To most participants, the Learning Center in Building 257 probably felt strange. A terminal with a digital console and display boards – and refreshments[CK{1] – is surrounded by impulse spaces for group work and learning landscapes. "Traditional classroom instruction is more or less out," said Markus Stihl, the manager responsible for the Learning Center, who was accompanied by Marc Wittlin, a staff member in the OCM Learning & Adoption Department. "These days it's about enabling all individuals to get the training that suits their needs."

The Experio school laboratory in Building 229, which the group visited next, is also part of the Learning Center. Providing early support for the STEM professions (science, technology, engineering and mathematics), it is designed to give children and young people their first practical experience in this area. The lab is aimed at children in the fourth year of primary school, young people at the age when they choose a profession, and everyone in between. Roche also has plenty to offer in the way of apprenticeships. Dr Matthias Nettekoven, Head of Vocational Training, told participants that the company trains apprentices in a total of 14 professions, from chemical lab technician to animal technician.

In Building 256, conversely, it was all about architecture. One of the three buildings that form the "Home for IT", Building 256 was created by Basel architects Nissen und Wentzlaff. The two tango stairs – long ago nicknamed "Harry Potter” stairs by Roche employees – are an eyecatcher here. "Each weighs 15 tonnes," Regine Hohmann of the building department told the visitors. "They had to be lifted into the building by crane." The participants had a very practical question: they wanted to know what Activity Based Working (ABW) looks like at Roche. They got the answer on a visit to an office implementing the concept, and in Building 255 they were shown a film with more information about it. The ABW means that employees no longer have assigned desks, and can look for a free workstation when they arrive in the morning. "They all have felt boxes for personal items," explained IT staff members Stefan Gunzinger, Giuseppe Praiano and Dario Celant. "They keep them with them during the day, and store them in lockers in the evening."

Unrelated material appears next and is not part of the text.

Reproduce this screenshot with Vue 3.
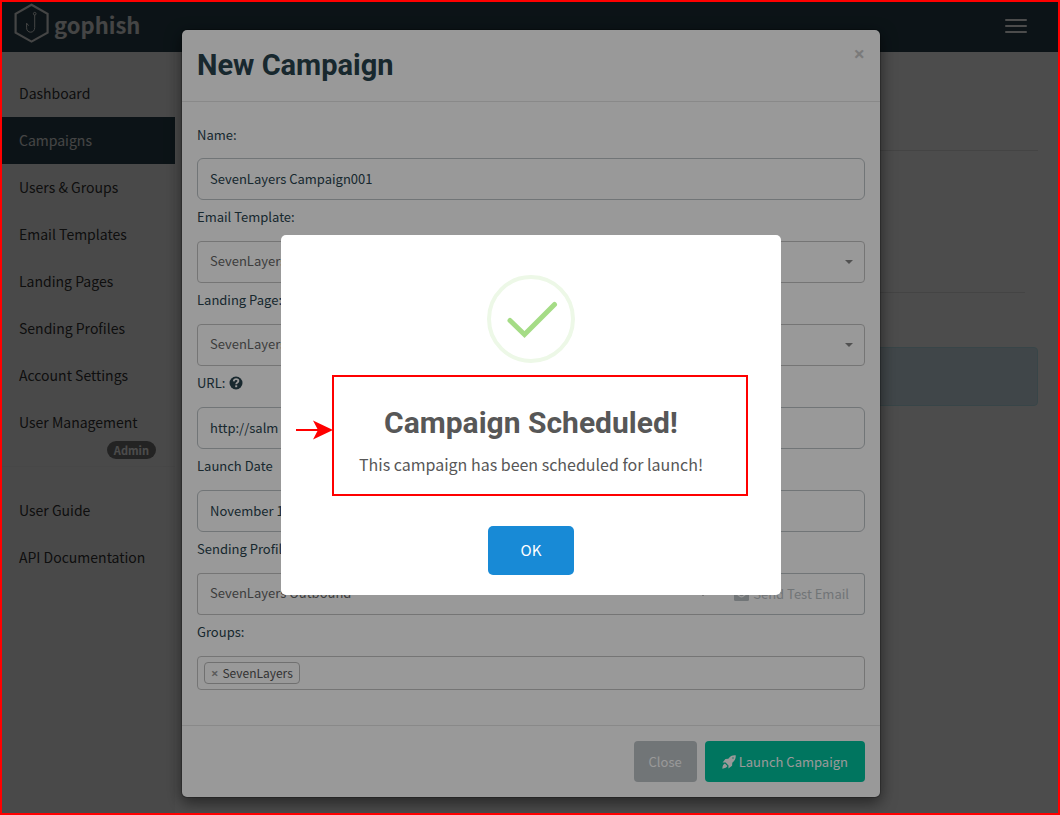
<script setup>
import { ref } from 'vue'

const links = ['Dashboard', 'Campaigns', 'Users & Groups', 'Email Templates', 'Landing Pages', 'Sending Profiles', 'Account Settings']
const active = 'Campaigns'

const name = ref('SevenLayers Campaign001')
const url = ref('http://salm')
const launchDate = ref('November 1')
</script>

<template>
  <div class="app">
    <div class="page">
      <header class="navbar">
        <a class="brand" href="#">
          <svg class="brand-mark" viewBox="0 0 36 40" width="36" height="40" fill="none" stroke="#e6e6e6" aria-hidden="true">
            <path d="M17.5 1.8 33.6 10.9V29.6L17.5 38.6 1.6 29.6V10.9Z" stroke-width="2.2" />
            <circle cx="20.7" cy="10.7" r="1.3" stroke-width="1" />
            <path d="M20.7 12V24.500C20.700 27.400 19 29.200 16.600 29.200S12.600 27.400 12.600 24.800V20.200L14.600 22.600" stroke-width="1" />
          </svg>
          <span>gophish</span>
        </a>
        <button class="menu-toggle" type="button" aria-label="Menu"><i></i><i></i><i></i></button>
      </header>

      <div class="columns">
        <nav class="sidebar">
          <a v-for="link in links" :key="link" href="#" :class="{ active: link === active }">{{ link }}</a>
          <a href="#">User Management</a>
          <span class="badge">Admin</span>
          <hr />
          <a href="#">User Guide</a>
          <a href="#">API Documentation</a>
        </nav>
        <main class="content">
          <hr class="rule" />
          <hr class="rule rule-inner" />
          <div class="notice"></div>
        </main>
      </div>
    </div>

    <div class="backdrop">
      <form class="modal" @submit.prevent>
        <div class="modal-header">
          <h2>New Campaign</h2>
          <button class="close" type="button" aria-label="Close">×</button>
        </div>

        <div class="modal-body">
          <label for="name">Name:</label>
          <input id="name" v-model="name" class="field" type="text" />

          <label for="template">Email Template:</label>
          <div class="select-wrap">
            <select id="template" class="field"><option>SevenLayers</option></select>
          </div>

          <label for="landing">Landing Page:</label>
          <div class="select-wrap">
            <select id="landing" class="field"><option>SevenLayers</option></select>
          </div>

          <label for="url">URL:
            <svg class="help" viewBox="0 0 14 14" width="14" height="14" aria-hidden="true">
              <circle cx="7" cy="7" r="6.5" fill="#29434e" />
              <path d="M4.7 5.4C4.9 3.9 5.8 3.2 7.1 3.2 8.5 3.2 9.4 4 9.4 5.1 9.4 6.6 7.2 6.6 7.2 8.3" fill="none" stroke="#fff" stroke-width="1.8" />
              <rect x="6.2" y="9.3" width="2" height="1.9" fill="#fff" />
            </svg>
          </label>
          <input id="url" v-model="url" class="field" type="text" />

          <label for="date">Launch Date</label>
          <input id="date" v-model="launchDate" class="field" type="text" />

          <label for="profile">Sending Profile:</label>
          <div class="input-group">
            <div class="select-wrap">
              <select id="profile" class="field"><option>SevenLayers Outbound</option></select>
            </div>
            <button class="test-email" type="button" disabled>
              <svg viewBox="0 0 15 13" width="15" height="13" aria-hidden="true">
                <rect width="15" height="13" rx="1.5" fill="#bdc3c7" />
                <path d="M1 4.5 5.8 8.2Q7.5 9.4 9.2 8.2L14 4.5" fill="none" stroke="#fff" stroke-width="1.2" />
              </svg>
              Send Test Email
            </button>
          </div>

          <label for="groups">Groups:</label>
          <div class="tags">
            <span class="tag"><button type="button" aria-label="Remove SevenLayers">×</button>SevenLayers</span>
            <input id="groups" type="text" />
          </div>
        </div>

        <div class="modal-footer">
          <button class="btn btn-default" type="button">Close</button>
          <button class="btn btn-launch" type="submit">
            <svg viewBox="0 0 14 14" width="14" height="14" aria-hidden="true">
              <path fill="#fff" fill-rule="evenodd" d="M13.7.3C10.6 0 8.2 1 6.3 3.7L3.4 3.9.6 7.6 3.6 7.5 6.5 10.4 6.4 13.4 10.1 10.7 10.3 7.7C13 5.8 14 3.4 13.7.3ZM11.7 3A.7.7 0 1 1 10.3 3 .7.7 0 0 1 11.700 3ZM2.900 8.600C1.300 9.200.5 11 .3 13.700 3 13.500 4.800 12.700 5.400 11.100Z" />
            </svg>
            Launch Campaign
          </button>
        </div>
      </form>
    </div>

    <div class="alert-layer">
      <section class="alert" role="alertdialog" aria-labelledby="alert-title" aria-describedby="alert-text">
        <svg class="success" viewBox="0 0 88 88" width="88" height="88" aria-hidden="true">
          <circle cx="44" cy="44" r="42" fill="none" stroke="#edf8e7" stroke-width="4" />
          <path d="M23 45.500 37.500 59.500 67.500 29.500" fill="none" stroke="#a5dc86" stroke-width="5" stroke-linecap="round" />
        </svg>
        <h2 id="alert-title">Campaign Scheduled!</h2>
        <p id="alert-text">This campaign has been scheduled for launch!</p>
        <button class="confirm" type="button">OK</button>
        <div class="callout"></div>
        <svg class="arrow" viewBox="0 0 38 20" width="38" height="20" aria-hidden="true">
          <path d="M0 10H24" stroke="#f00" stroke-width="2" />
          <path d="M17 .5 37 10 17 19.500 22 10Z" fill="#f00" />
        </svg>
      </section>
    </div>
    <div class="frame"></div>
  </div>
</template>

<style>
body {
  margin: 0;
}
</style>

<style scoped>
.app,
.app * {
  box-sizing: border-box;
}

.app {
  position: relative;
  min-height: 100vh;
  overflow: hidden;
  background: #fff;
  color: #29434e;
  font: 13px/22px "Noto Sans CJK SC", sans-serif;
}

button,
input,
select {
  font: inherit;
}

.page {
  display: flex;
  flex-direction: column;
  min-height: 100vh;
  padding-left: 2px;
}

.navbar {
  display: flex;
  align-items: center;
  justify-content: space-between;
  height: 52px;
  padding: 0 33px 0 12px;
  background: #29434e;
}

.brand {
  display: flex;
  align-items: center;
  gap: 4px;
  margin-bottom: 4px;
  color: #e6e6e6;
  font-size: 22px;
  font-weight: 700;
  text-decoration: none;
}

.brand-mark {
  margin-bottom: 2px;
}

.menu-toggle {
  display: flex;
  flex-direction: column;
  gap: 4px;
  width: 22px;
  padding: 0;
  border: 0;
  background: none;
}

.menu-toggle i {
  height: 2px;
  border-radius: 1px;
  background: #fff;
}

.columns {
  display: flex;
  flex: 1;
}

.sidebar {
  display: flex;
  flex-direction: column;
  width: 173px;
  padding-top: 18px;
  background: #f7f7f7;
}

.sidebar a {
  padding: 0 17px;
  color: #333;
  font-size: 14px;
  line-height: 47px;
  text-decoration: none;
}

.sidebar a.active {
  background: #29434e;
  color: #e6e6e6;
}

.badge {
  align-self: flex-end;
  margin: -5px 19px 7px 0;
  padding: 0 7px;
  border-radius: 9px;
  background: #777;
  color: #fff;
  font-size: 11px;
  font-weight: 700;
  line-height: 18px;
}

.sidebar hr {
  width: 100%;
  height: 1px;
  margin: 0 0 20px;
  border: 0;
  background: #eee;
}

.content {
  flex: 1;
  padding: 98px 22px 0 15px;
}

.rule {
  height: 1px;
  margin: 0 0 141px;
  border: 0;
  background: #e5e5e5;
}

.rule-inner {
  margin: 0 13px 54px 0;
}

.notice {
  height: 59px;
  border: 1px solid #bce8f1;
  border-radius: 4px;
  background: #d9edf7;
}

.backdrop,
.alert-layer {
  position: absolute;
  inset: 0;
  display: flex;
  justify-content: center;
  padding-left: 2px;
}

.backdrop {
  align-items: flex-start;
  padding-top: 29px;
  background: rgba(0, 0, 0, 0.5);
}

.modal {
  width: 100%;
  max-width: 700px;
  border: 1px solid rgba(0, 0, 0, 0.2);
  border-radius: 6px;
  background: #fff;
  background-clip: padding-box;
  box-shadow: 0 5px 15px rgba(0, 0, 0, 0.5);
}

.modal-header {
  display: flex;
  align-items: flex-start;
  justify-content: space-between;
  padding: 15px 15px 16px;
  border-bottom: 1px solid #e5e5e5;
}

.modal-header h2 {
  margin: 0;
  font: 700 29px/40px Roboto, sans-serif;
}

.close {
  padding: 0;
  border: 0;
  background: none;
  color: #ccc;
  font: 700 20px/18px "Open Sans", sans-serif;
}

.modal-body {
  padding: 15px 15px 35px;
}

.modal-body label {
  display: flex;
  align-items: center;
  gap: 4px;
  padding: 6px 0 13px;
}

.modal-body label:first-child {
  padding-top: 7px;
  padding-bottom: 12px;
}

.field {
  display: block;
  width: 100%;
  height: 42px;
  padding: 0 12px 1px;
  border: 1px solid #bdc3c7;
  border-radius: 6px;
  background: #fff;
  color: #29434e;
}

.select-wrap {
  position: relative;
  flex: 1;
}

.select-wrap::after {
  content: "";
  position: absolute;
  top: 19px;
  right: 12px;
  border: 4px solid transparent;
  border-top-color: #888;
  border-bottom: 0;
}

select.field {
  appearance: none;
  padding-bottom: 3px;
  border-color: #c4c4c4;
  border-radius: 4px;
  color: #666;
}

.input-group {
  display: flex;
}

.input-group .field {
  border-right: 0;
  border-radius: 4px 0 0 4px;
}

.test-email {
  display: flex;
  align-items: center;
  gap: 4px;
  height: 42px;
  padding: 0 15px;
  border: 1px solid #bdc3c7;
  border-left: 0;
  border-radius: 0 4px 4px 0;
  background: #fff;
  color: #bdc3c7;
}

.tags {
  display: flex;
  align-items: center;
  gap: 5px;
  height: 34px;
  padding: 0 6px;
  border: 1px solid #c4c4c4;
  border-radius: 4px;
}

.tags input {
  flex: 1;
  min-width: 0;
  border: 0;
  outline: 0;
  background: none;
}

.tag {
  display: flex;
  gap: 4px;
  padding: 0 6px;
  border: 1px solid #bbb;
  border-radius: 4px;
  color: #555;
  font-size: 12px;
  line-height: 20px;
}

.tag button {
  padding: 0;
  border: 0;
  background: none;
  color: #999;
  font: 700 13px/20px "Open Sans", sans-serif;
}

.modal-footer {
  display: flex;
  justify-content: flex-end;
  gap: 8px;
  padding: 15px;
  border-top: 1px solid #e5e5e5;
}

.btn {
  display: flex;
  align-items: center;
  gap: 3px;
  height: 41px;
  padding: 0 15px;
  border: 0;
  border-radius: 4px;
  color: #fff;
}

.btn-default {
  background: #bdc3c7;
}

.btn-launch {
  padding: 0 17px;
  background: #00c39f;
}

.alert-layer {
  align-items: center;
  padding-top: 15px;
  background: rgba(0, 0, 0, 0.4);
}

.alert {
  position: relative;
  display: flex;
  flex-direction: column;
  align-items: center;
  width: 500px;
  padding: 40px 20px 20px;
  border-radius: 5px;
  background: #fff;
  color: #575757;
}

.alert h2 {
  margin: 40px 0 9px;
  font: 700 30px/40px Roboto, sans-serif;
}

.alert p {
  margin: 0;
  font-size: 16px;
  line-height: 24px;
}

.confirm {
  width: 86px;
  height: 49px;
  margin-top: 50px;
  padding-bottom: 3px;
  border: 0;
  border-radius: 5px;
  background: #188ad6;
  color: #fff;
  font-size: 15px;
}

.callout {
  position: absolute;
  top: 140px;
  left: 51px;
  width: 416px;
  height: 121px;
  border: 2px solid #f00;
}

.arrow {
  position: absolute;
  top: 185px;
  left: 15px;
}

.frame {
  position: absolute;
  inset: 0;
  border: 2px solid #f00;
  pointer-events: none;
}
</style>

Building 255 also houses the Innovation Lab. "People with good ideas often used to get nowhere with them," said Harald Witzig, its Director – "because their line managers weren't interested, for example, or because there was no time to work on them." The Innovation Lab is intended to serve as a first port of call, identifying ideas that are relevant to the company and helping creative staff to implement them.

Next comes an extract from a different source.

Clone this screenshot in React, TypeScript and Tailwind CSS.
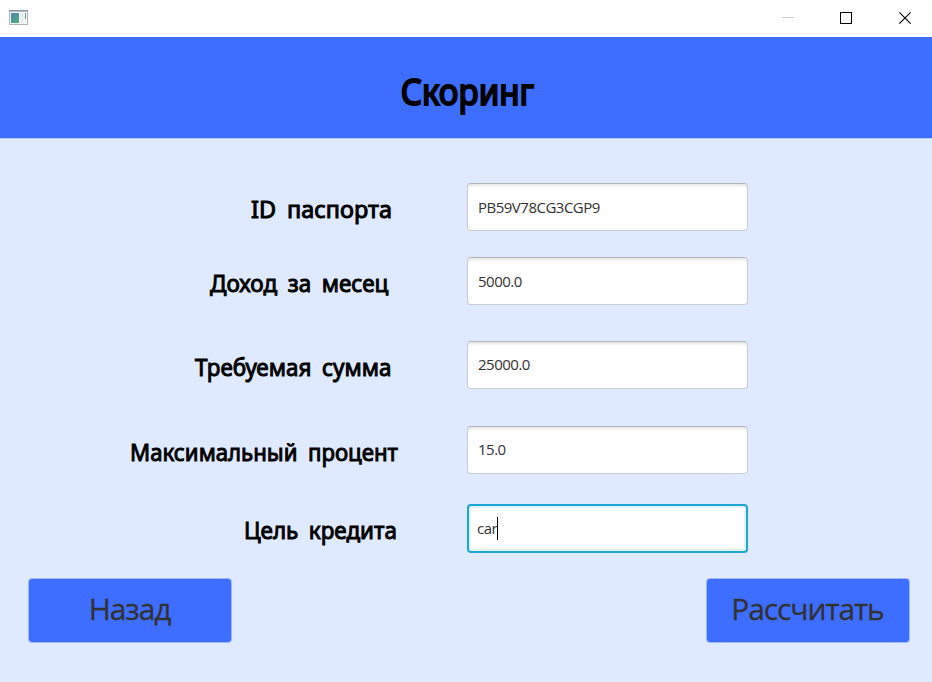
import React from "react";

type Field = {
  label: string;
  value: string;
  rowClass: string;
  labelClass: string;
  scaleClass: string;
  valueClass?: string;
  focused?: boolean;
};

const fields: Field[] = [
  { label: "ID паспорта", value: "PB59V78CG3CGP9", rowClass: "mt-[45px]", labelClass: "pl-[251px]", scaleClass: "scale-x-[0.977]" },
  { label: "Доход за месец", value: "5000.0", rowClass: "mt-[26px]", labelClass: "pl-[210px]", scaleClass: "scale-x-[0.937]" },
  { label: "Требуемая сумма", value: "25000.0", rowClass: "mt-[36px]", labelClass: "pl-[195px]", scaleClass: "scale-x-[0.936]", valueClass: "pb-[2px]" },
  { label: "Максимальный процент", value: "15.0", rowClass: "mt-[37px]", labelClass: "pl-[130px]", scaleClass: "scale-x-[0.926]", valueClass: "pb-[2px]" },
  { label: "Цель кредита", value: "car", rowClass: "mt-[30px]", labelClass: "pl-[244px]", scaleClass: "scale-x-[0.934]", valueClass: "pb-[2px]", focused: true },
];

function TitleBar() {
  return (
    <div className="flex h-[37px] shrink-0 items-start justify-between bg-white">
      <svg className="mt-[9px] ml-[9px]" width="20" height="17" viewBox="0 0 20 17" shapeRendering="crispEdges">
        <defs>
          <linearGradient id="pane" x1="0" y1="0" x2="1" y2="1">
            <stop offset="0" stopColor="#4a86b4" />
            <stop offset="1" stopColor="#4fae74" />
          </linearGradient>
        </defs>
        <rect x="0" y="1" width="19" height="15" fill="#b1b5ba" />
        <rect x="0" y="1" width="19" height="1" fill="#8f99a6" />
        <rect x="1" y="3" width="17" height="12" fill="#f5f6f7" />
        <rect x="2" y="4" width="8" height="10" fill="url(#pane)" />
        <rect x="11" y="4" width="4" height="10" fill="#ececee" />
        <rect x="16" y="4" width="1" height="6" fill="#5fa98c" />
      </svg>
      <svg width="162" height="37" viewBox="0 0 162 37" fill="none">
        <path d="M12 17.5h12" stroke="#cccccc" />
        <rect x="70.5" y="12.5" width="11" height="11" stroke="#000" />
        <path d="M129.4 12.4l11.2 11.2M140.6 12.4l-11.2 11.2" stroke="#000" strokeWidth="1.1" />
      </svg>
    </div>
  );
}

function FieldRow({ label, value, rowClass, labelClass, scaleClass, valueClass = "", focused }: Field) {
  return (
    <div className={`flex h-12 items-start ${rowClass}`}>
      <div className={`w-[467px] shrink-0 whitespace-nowrap pt-[10px] text-[24px] leading-[32px] font-normal text-black ${labelClass}`}>
        <span className={`inline-block origin-left [word-spacing:5px] [-webkit-text-stroke:1px_black] ${scaleClass}`}>{label}</span>
      </div>
      <div
        className={
          focused
            ? "flex h-[49px] w-[281px] items-center rounded-[4px] border-2 border-[#1ba5d3] bg-white pl-[8px] shadow-[inset_0_0_0_2px_#e0f3f9]"
            : "flex h-12 w-[281px] items-center rounded-[4px] border border-[#cbcccf] border-t-[#b5b5b8] bg-white pl-[10px] shadow-[inset_0_3px_3px_-1px_#e6e6e6]"
        }
      >
        <span className={`font-['Open_Sans','Noto_Sans',sans-serif] text-[15px] leading-[20px] tracking-[-0.5px] text-[#323232] ${valueClass}`}>{value}</span>
        {focused && <span className="h-[23px] w-px bg-black" />}
      </div>
    </div>
  );
}

function ActionButton({ children }: { children: React.ReactNode }) {
  return (
    <button className="h-[65px] w-[204px] rounded-[4px] border border-[#9db6ff] bg-[#3d6eff] pr-[1px] pb-[4px] font-['Open_Sans','Noto_Sans',sans-serif] text-[30px] leading-[40px] tracking-[-1.1px] text-[#323232] [-webkit-text-stroke:0.3px_#323232]">
      {children}
    </button>
  );
}

export default function App() {
  return (
    <div className="flex h-[682px] w-[932px] flex-col overflow-hidden bg-[#e0eaff] font-['Comic_Sans_MS','Noto_Sans',sans-serif]">
      <TitleBar />
      <header className="flex h-[102px] shrink-0 items-center justify-center border-b border-[#b4c6f8] bg-[#3d6eff] pt-[9px]">
        <h1 className="scale-x-[0.92] pl-[2px] text-[36px] leading-[48px] font-normal text-black [-webkit-text-stroke:2px_black]">Скоринг</h1>
      </header>
      <main className="-mt-px flex flex-1 flex-col">
        {fields.map((field) => (
          <FieldRow key={field.label} {...field} />
        ))}
        <div className="mt-[26px] flex justify-between pr-[22px] pl-[28px]">
          <ActionButton>Назад</ActionButton>
          <ActionButton>Рассчитать</ActionButton>
        </div>
      </main>
    </div>
  );
}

After all this information the retirees – 269 of whom had registered for the day – were more than ready for lunch. The staff restaurant in Building 206 served up a three-course meal with a main course of veal ribeye steak, morel and cream sauce, spring vegetables and roast potatoes. Background musical entertainment was provided by the Querblechlein brass ensemble. Over lunch participants recalled their impressions of the day: "I don't suppose it's all as wonderful as it sounds", said Andreas Maurer – "but Roche is doing a lot for the future, the company is on the move. People must be happy to work here." And Mario Caravatti, his former colleague in Diagnostics, added: "All the company can do is create the right conditions. What people actually achieve is up to them."